Thirty years ago,
Fred Fisher ’54 left the business world to open a vineyard.
(Dourtesy Fisher Vineyards)
Fine
wines Fred Fisher ’54 finds his passion
in growing grapes
Fred Fisher ’54 doesn’t remember his first glass of
wine, but he remembers the one that changed his life.
It was 1957. He was on leave from the Army in northern Italy,
having lunch with a friend by a lake. They shared a bottle of wine,
then another. “That’s when I realized, sitting under
those palm trees and drinking wine — that was the living end,”
says Fisher, whose grandfather started the auto manufacturing company
Fisher Auto Body, which was later acquired by General Motors.
That taste planted the seeds of a dream that would be 16 years
in the making.
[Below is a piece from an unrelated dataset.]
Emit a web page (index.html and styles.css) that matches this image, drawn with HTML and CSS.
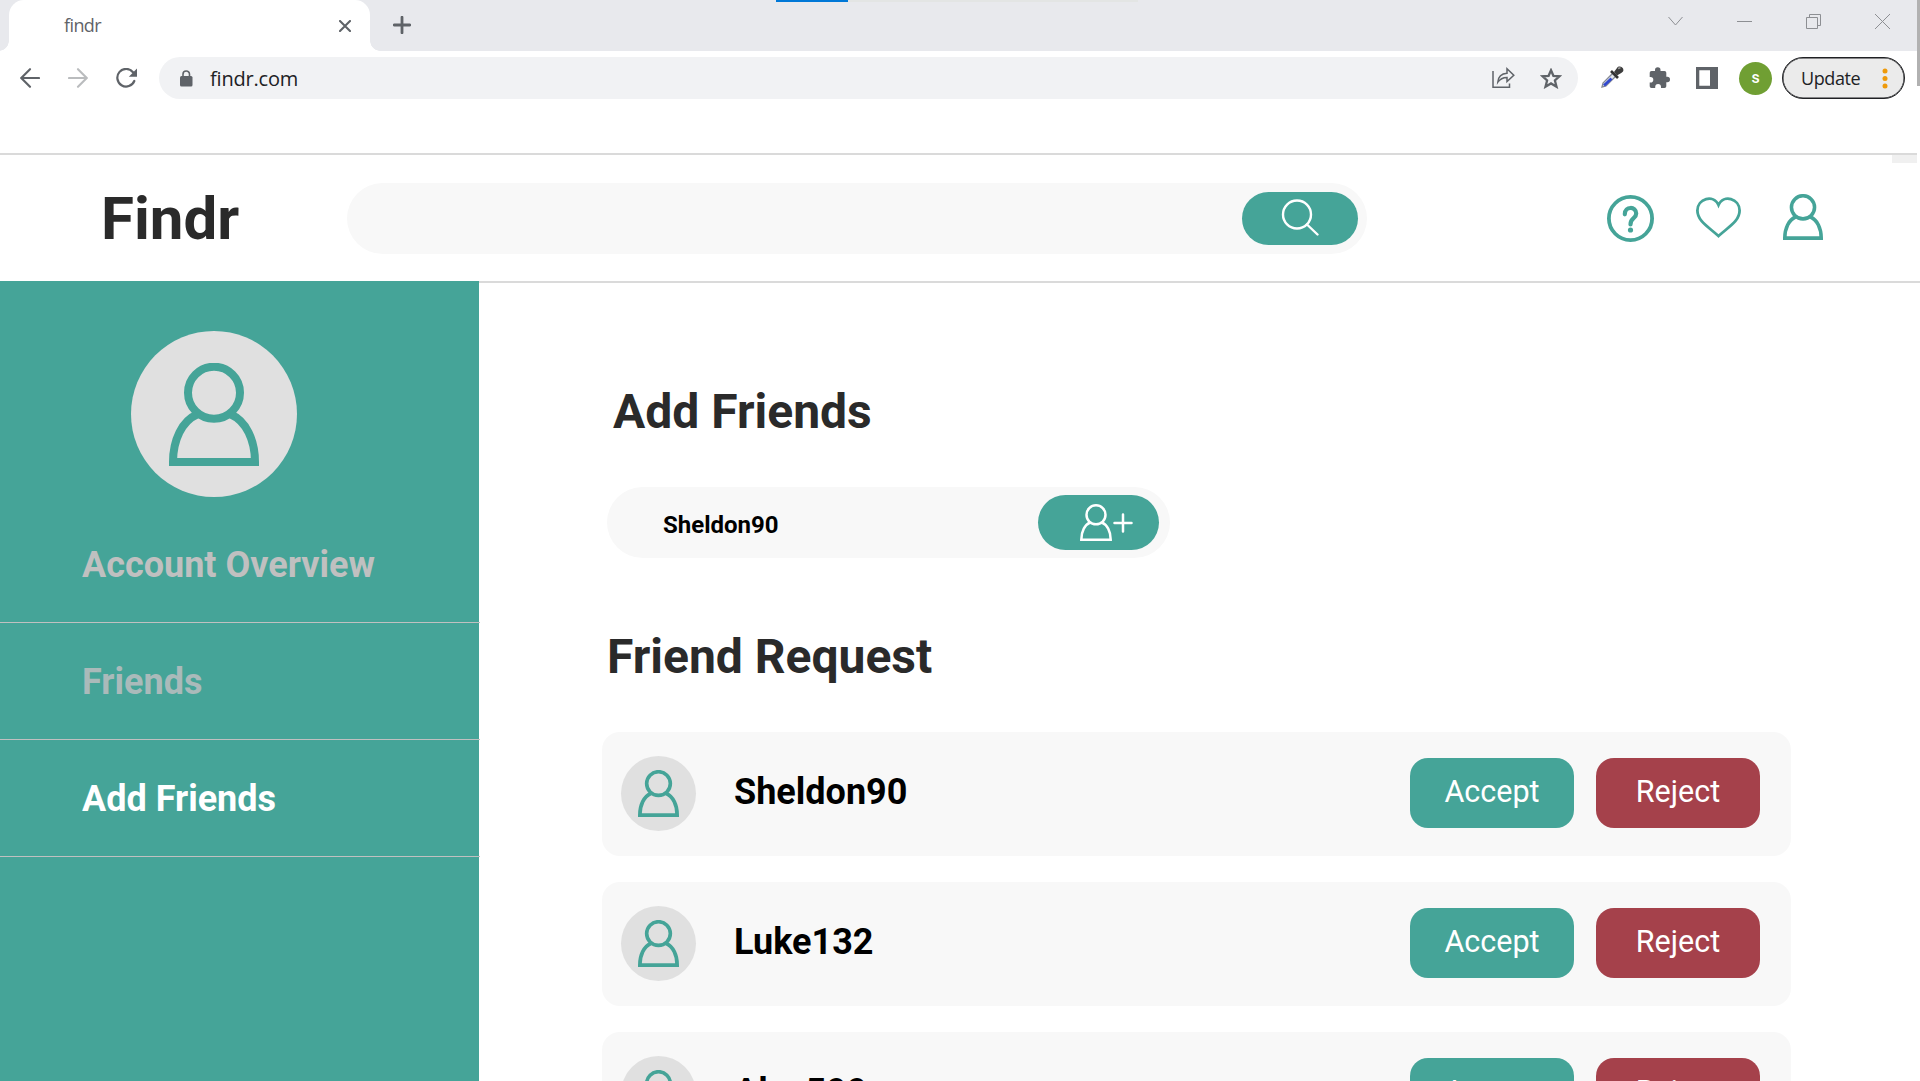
FILE: index.html
```html
<!DOCTYPE html>
<html lang="en">
<head>
<meta charset="utf-8">
<title>findr</title>
<link rel="stylesheet" href="styles.css">
</head>
<body>
<svg class="defs" aria-hidden="true">
  <symbol id="person" viewBox="0 0 90 103">
    <g fill="none" stroke="currentColor" stroke-width="8">
      <circle cx="45" cy="29.700" r="26"/>
      <path d="M28 51.500C13 58 4 77 4 99H86C86 77 77 58 62 51.500"/>
    </g>
  </symbol>
  <symbol id="person-thin" viewBox="0 0 32 37">
    <g fill="none" stroke="currentColor" stroke-width="2.500">
      <circle cx="16" cy="10.800" r="9.500"/>
      <path d="M10.200 18.500C5 20.500 1.300 27 1.300 35.700H30.700C30.700 27 27 20.500 21.800 18.500"/>
    </g>
  </symbol>
</svg>
<div class="tabstrip">
  <div class="tab">
    <span class="tab-title">findr</span>
    <svg class="tab-close" width="12" height="12" viewBox="0 0 12 12"><path d="M1 1L11 11M11 1L1 11" stroke="#5f6368" stroke-width="2.100" stroke-linecap="round"/></svg>
  </div>
  <svg class="new-tab" width="18" height="18" viewBox="0 0 18 18"><path d="M9 1.200V16.800M1.200 9H16.800" stroke="#5f6368" stroke-width="2.800" stroke-linecap="round"/></svg>
  <div class="window-controls">
    <svg width="15" height="15" viewBox="0 0 15 15"><path d="M.5 3L7.500 11L14.500 3"/></svg>
    <svg width="15" height="15" viewBox="0 0 15 15"><path d="M0 7.500H15"/></svg>
    <svg width="15" height="15" viewBox="0 0 15 15"><path d="M.5 3.500H11.500V14.500H.5ZM3.500 3.500V.5H14.500V11.500H11.500"/></svg>
    <svg width="15" height="15" viewBox="0 0 15 15"><path d="M0 0L15 15M15 0L0 15"/></svg>
  </div>
  <div class="load-bar"></div>
</div>
<div class="toolbar">
  <div class="nav-buttons">
    <svg width="20" height="20" viewBox="0 0 20 20"><path d="M19 10H1.500M10 1.200L1.300 10L10 18.800" fill="none" stroke="#5f6368" stroke-width="2.100" stroke-linecap="round"/></svg>
    <svg width="20" height="20" viewBox="0 0 20 20"><path d="M1 10H18.500M10 1.200L18.700 10L10 18.800" fill="none" stroke="#babcbe" stroke-width="2.100" stroke-linecap="round"/></svg>
    <svg width="22" height="20" viewBox="0 0 22 20"><path d="M17 4.200A8.800 8.800 0 1 0 18.300 13" fill="none" stroke="#5f6368" stroke-width="2.200" stroke-linecap="round"/><path d="M21 .5V8.700H12.800Z" fill="#5f6368"/></svg>
  </div>
  <div class="omnibox">
    <svg width="13" height="17" viewBox="0 0 13 17"><rect y="6" width="12.500" height="10.500" rx="1.500" fill="#5f6368"/><path d="M3 7V4.200A3.250 3.250 0 0 1 9.500 4.200V7" fill="none" stroke="#5f6368" stroke-width="1.600"/></svg>
    <span class="url">findr.com</span>
    <svg class="share" width="23" height="22" viewBox="0 0 23 22"><path d="M1 4V20.200H17.500V16.500" fill="none" stroke="#5f6368" stroke-width="1.500"/><path d="M5.800 15.200C6.300 9.500 9.500 6.600 15 6.300V1.800L21.800 8.300L15 14.500V10.500C11 10.600 8 12 5.800 15.200Z" fill="none" stroke="#5f6368" stroke-width="1.500"/></svg>
    <svg width="22" height="21" viewBox="0 0 22 21"><path d="M11 2.300L13.400 7.800L19.500 8.300L14.900 12.500L16.500 18.700L11 15.400L5.500 18.700L7.100 12.500L2.500 8.300L8.600 7.800Z" fill="none" stroke="#5f6368" stroke-width="2.300"/></svg>
  </div>
  <svg class="dropper" width="24" height="24" viewBox="0 0 24 24"><path d="M2 22L3 18L13 8L16 11L6 21Z" fill="#e3e7ee" stroke="#858994" stroke-width="1.300"/><path d="M4 20.500L11.500 13.500" stroke="#3148cf" stroke-width="2.800"/><path d="M11 6L18 13" stroke="#333" stroke-width="2.600"/><path d="M14 7L17 3C19-.5 25 2.500 23 6.500C22 8 19 9 17 10.500Z" fill="#3d3d3d"/><path d="M18 3.500L20.500 2.800" stroke="#9a9a9a" stroke-width="1.500"/></svg>
  <svg class="puzzle" width="22" height="22" viewBox="0 0 22 22"><path d="M2.500 4H6V3A2.700 2.700 0 0 1 11.500 3V4H15.500Q17.300 4 17.300 5.800V9.800H18.300A2.700 2.700 0 0 1 18.300 15.200H17.300V19.200Q17.300 21 15.500 21H12V20A2.900 2.900 0 0 0 6.200 20V21H2.500Q.7 21 .7 19.200V15.600H1.500A2.800 2.800 0 0 0 1.500 10H.7V5.800Q.7 4 2.500 4Z" fill="#5f6368"/></svg>
  <svg class="panel" width="22" height="22" viewBox="0 0 22 22"><path d="M0 0H22V22H0ZM3.300 3.300V18.700H14V3.300Z" fill="#5f6368" fill-rule="evenodd"/></svg>
  <span class="profile">s</span>
  <div class="update">
    <span>Update</span>
    <svg width="6" height="21" viewBox="0 0 6 21"><g fill="#ee9a0b"><circle cx="3" cy="3" r="2.500"/><circle cx="3" cy="10.500" r="2.500"/><circle cx="3" cy="18" r="2.500"/></g></svg>
  </div>
</div>
<div class="scroll-thumb"></div>
<div class="scroll-corner"></div>
<header class="site-header">
  <div class="brand">Findr</div>
  <div class="search">
    <div class="search-button"><svg width="38" height="38" viewBox="0 0 38 38"><g fill="none" stroke="#fff" stroke-width="2.400" stroke-linecap="round"><circle cx="16" cy="15.500" r="14"/><path d="M26 25.500L36.500 35.500"/></g></svg></div>
  </div>
  <div class="actions">
    <svg width="47" height="47" viewBox="0 0 47 47"><g fill="none" stroke="currentColor"><circle cx="23.500" cy="23.500" r="21.600" stroke-width="3.800"/><path d="M17.800 19.300C17.800 11 29.200 11 29.200 18.500C29.200 24 23.500 22.500 23.500 29.500" stroke-width="4.200" stroke-linecap="round"/></g><circle cx="23.500" cy="35" r="2.600" fill="currentColor"/></svg>
    <svg class="heart" width="45" height="41" viewBox="0 0 45 41"><path d="M22.500 39C12 29.500 1.400 24 1.400 13.500C1.400 1.500 17.500-3 22.500 8C27.500-3 43.600 1.500 43.600 13.500C43.600 24 33 29.500 22.500 39Z" fill="none" stroke="currentColor" stroke-width="2.800"/></svg>
    <svg class="account" width="40" height="46" viewBox="0 0 90 103"><use href="#person"/></svg>
  </div>
</header>
<div class="page">
  <nav class="sidebar">
    <div class="avatar"><svg width="90" height="103"><use href="#person"/></svg></div>
    <a class="nav-item overview">Account Overview</a>
    <a class="nav-item friends">Friends</a>
    <a class="nav-item active">Add Friends</a>
  </nav>
  <main class="content">
    <h1 class="add-title">Add Friends</h1>
    <div class="add-field">
      <span>Sheldon90</span>
      <div class="add-button"><svg width="32" height="37"><use href="#person-thin"/></svg><svg width="20" height="20" viewBox="0 0 20 20"><path d="M10 1.500V18.500M1.500 10H18.500" stroke="#fff" stroke-width="2.500" stroke-linecap="round"/></svg></div>
    </div>
    <h2 class="request-title">Friend Request</h2>
    <div class="requests">
      <div class="request"><div class="thumb"><svg width="41" height="47"><use href="#person"/></svg></div><span class="name">Sheldon90</span><button class="accept">Accept</button><button class="reject">Reject</button></div>
      <div class="request"><div class="thumb"><svg width="41" height="47"><use href="#person"/></svg></div><span class="name">Luke132</span><button class="accept">Accept</button><button class="reject">Reject</button></div>
      <div class="request"><div class="thumb"><svg width="41" height="47"><use href="#person"/></svg></div><span class="name">Alex599</span><button class="accept">Accept</button><button class="reject">Reject</button></div>
    </div>
  </main>
</div>
</body>
</html>
```
FILE: styles.css
```css
* { box-sizing: border-box; }
html, body { margin: 0; height: 1081px; overflow: hidden; }
body { position: relative; background: #fff; font-family: Roboto, "Liberation Sans", sans-serif; }
svg { display: block; flex: none; }
.defs { position: absolute; width: 0; height: 0; }

/* Browser frame */
.tabstrip { position: relative; display: flex; align-items: flex-start; height: 51px; background: #e8e9ed; font-family: "Open Sans", "Noto Sans", sans-serif; }
.tab { position: relative; display: flex; justify-content: space-between; width: 361px; height: 51px; margin-left: 9px; padding: 0 19px 0 55px; background: #fff; border-radius: 15px 15px 0 0; }
.tab::before, .tab::after { content: ""; position: absolute; bottom: 0; width: 10px; height: 10px; }
.tab::before { left: -10px; background: radial-gradient(circle at 0 0, transparent 9.5px, #fff 10px); }
.tab::after { right: -10px; background: radial-gradient(circle at 100% 0, transparent 9.5px, #fff 10px); }
.tab-title { font-size: 18px; line-height: 51px; color: #5f6368; letter-spacing: -.6px; }
.tab-close { margin-top: 20px; }
.new-tab { margin: 16px 0 0 23px; }
.window-controls { display: flex; gap: 54px; margin: 14px 30px 0 auto; fill: none; stroke: #8d8f93; stroke-width: 1; }
.load-bar { position: absolute; left: 776px; top: 0; width: 362px; height: 2px; background: linear-gradient(90deg, #0078d7 72px, #e3e5e4 72px); }
.toolbar { display: flex; align-items: flex-start; height: 104px; padding-top: 6px; border-bottom: 2px solid #dadada; font-family: "Open Sans", "Noto Sans", sans-serif; margin-right: 3px; }
.nav-buttons { display: flex; gap: 28px; padding: 11px 0 0 20px; width: 159px; }
.omnibox { display: flex; align-items: center; width: 1419px; height: 42px; padding: 0 16px 0 21px; background: #f1f2f4; border-radius: 21px; }
.url { margin: 0 auto 0 17px; padding-top: 1px; font-size: 20px; line-height: 41px; color: #202124; letter-spacing: -.2px; }
.share { margin-right: 25px; }
.dropper { margin: 8px 0 0 22px; }
.puzzle { margin: 10px 0 0 25px; }
.panel { margin: 10px 0 0 25px; }
.profile { width: 33px; height: 33px; margin: 5px 0 0 21px; border-radius: 50%; background: #709f33; color: #fff; font: 500 16px/32px Roboto, sans-serif; text-align: center; }
.update { display: flex; align-items: center; justify-content: space-between; width: 123px; height: 42px; margin-left: 10px; padding: 0 16px 0 18px; border: 2px solid #202124; border-width: 1.500px; border-radius: 21px; background: #ebebeb; color: #202124; font-size: 18px; letter-spacing: -.4px; box-shadow: inset 0 0 0 .5px #202124; }
.scroll-thumb { position: absolute; right: 0; top: 0; width: 3px; height: 86px; background: #b1b1b1; }
.scroll-corner { position: absolute; right: 3px; top: 155px; width: 25px; height: 8px; background: #f0f0f0; }

/* Site header */
.site-header { display: flex; height: 128px; padding-top: 28px; border-bottom: 2px solid #dadada; }
.brand { width: 347px; padding-left: 101px; font-size: 60px; line-height: 71px; font-weight: 700; color: #2a2a2a; }
.search { display: flex; justify-content: flex-end; width: 1020px; height: 71px; padding: 9px; background: #f8f8f8; border-radius: 35.500px; }
.search-button { width: 116px; height: 53px; padding: 7px 0 0 39px; background: #45a498; border-radius: 26.500px; }
.actions { display: flex; margin-left: 240px; padding-top: 12px; color: #45a498; }
.heart { margin: 2px 0 0 42px; }
.account { margin: -1px 0 0 42px; }

/* Body */
.page { display: flex; height: 800px; margin-top: -2px; overflow: hidden; }
.sidebar { width: 479px; height: 800px; padding-top: 50px; background: #45a498; }
.avatar { display: flex; width: 166px; height: 166px; margin-left: 131px; padding: 32px 38px; border-radius: 50%; background: #e0e0e0; color: #45a498; }
.nav-item { display: block; width: 480px; height: 117px; padding: 2px 0 0 82px; border-bottom: 1px solid #c0c0c0; font-size: 36px; line-height: 115px; font-weight: 700; white-space: nowrap; }
.overview { height: 126px; padding-top: 11px; color: #c0c0c0; }
.friends { color: #aababa; }
.active { color: #fff; }
.content { width: 1441px; padding: 103px 0 0 123px; }
h1, h2 { margin: 0; font-size: 48px; line-height: 56px; font-weight: 700; color: #2a2a2a; }
.add-title { padding-left: 11px; }
.add-field { display: flex; justify-content: space-between; width: 563px; height: 71px; margin: 47px 0 0 5px; padding: 8px 11px 0 56px; border-radius: 35.500px; background: #f8f8f8; font-size: 24px; line-height: 60px; font-weight: 700; color: #000; }
.add-button { display: flex; gap: 1px; width: 121px; height: 55px; padding: 9px 0 0 42px; border-radius: 27.500px; background: #45a498; color: #fff; }
.add-button svg + svg { margin-top: 9px; }
.request-title { margin-top: 71px; padding-left: 5px; }
.requests { display: flex; flex-direction: column; gap: 26px; margin-top: 47px; }
.request { display: flex; flex: none; width: 1189px; height: 124px; padding: 24px 31px 0 19px; border-radius: 18px; background: #f8f8f8; }
.thumb { width: 75px; height: 75px; padding: 14px 17px; border-radius: 50%; background: #e0e0e0; color: #45a498; }
.name { margin: 0 auto 0 38px; font-size: 36px; line-height: 73px; font-weight: 700; color: #000; }
button { width: 164px; height: 70px; margin: 2px 0 0 22px; padding: 0 0 2px; border: 0; border-radius: 18px; color: #fff; font: 400 30.500px/68px Roboto, sans-serif; }
.accept { background: #45a498; }
.reject { background: #a5414b; }
```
After a series of jobs starting on the assembly floor
of a General Motors plant in Detroit, followed by positions in aviation
engineering, management consulting, and freight shipping, in 1973
Fisher walked away from conventional business endeavors to grow
his own grapes — and combine his passion for wines with his
work.
“I wanted a product I made myself,” says Fisher, who
majored in engineering.
With “zero” knowledge at the outset, but the help
of other vintners willing to share their secrets, Fisher bought
100 acres of hilly woodlands in Santa Rosa, Calif., and began terracing
the steep slopes, installing irrigation systems, and planting grape
fields. Today, Fisher’s hillside home overlooks a field of
grapevines, arranged in neat rows that trace the contours of a picturesque
valley at the heart of California’s wine country.
Each year, Fisher Vineyards produces 60,000 bottles of merlot,
cabernet sauvignon, chardonnay, and blends. The vineyard’s
issues are consistently rated “very good” or “outstanding,”
a notch below the highest rank, by Wine Spectator Magazine, and
sell for between $32 and $125 a bottle.
Most days, Fisher is up at dawn making the rounds — checking
on irrigation equipment and timers, and supervising the vineyard’s
18 employees, including his daughter Whitney Fisher ’99, who
directs the wine-making from grape flower to the final blend.
Fisher’s classmates savored his flagship wine, the Coach
Insignia Cabernet, at their 50th reunion in May. They might not
have known it, however: The labels were hidden beneath Princeton
stickers on the bottles.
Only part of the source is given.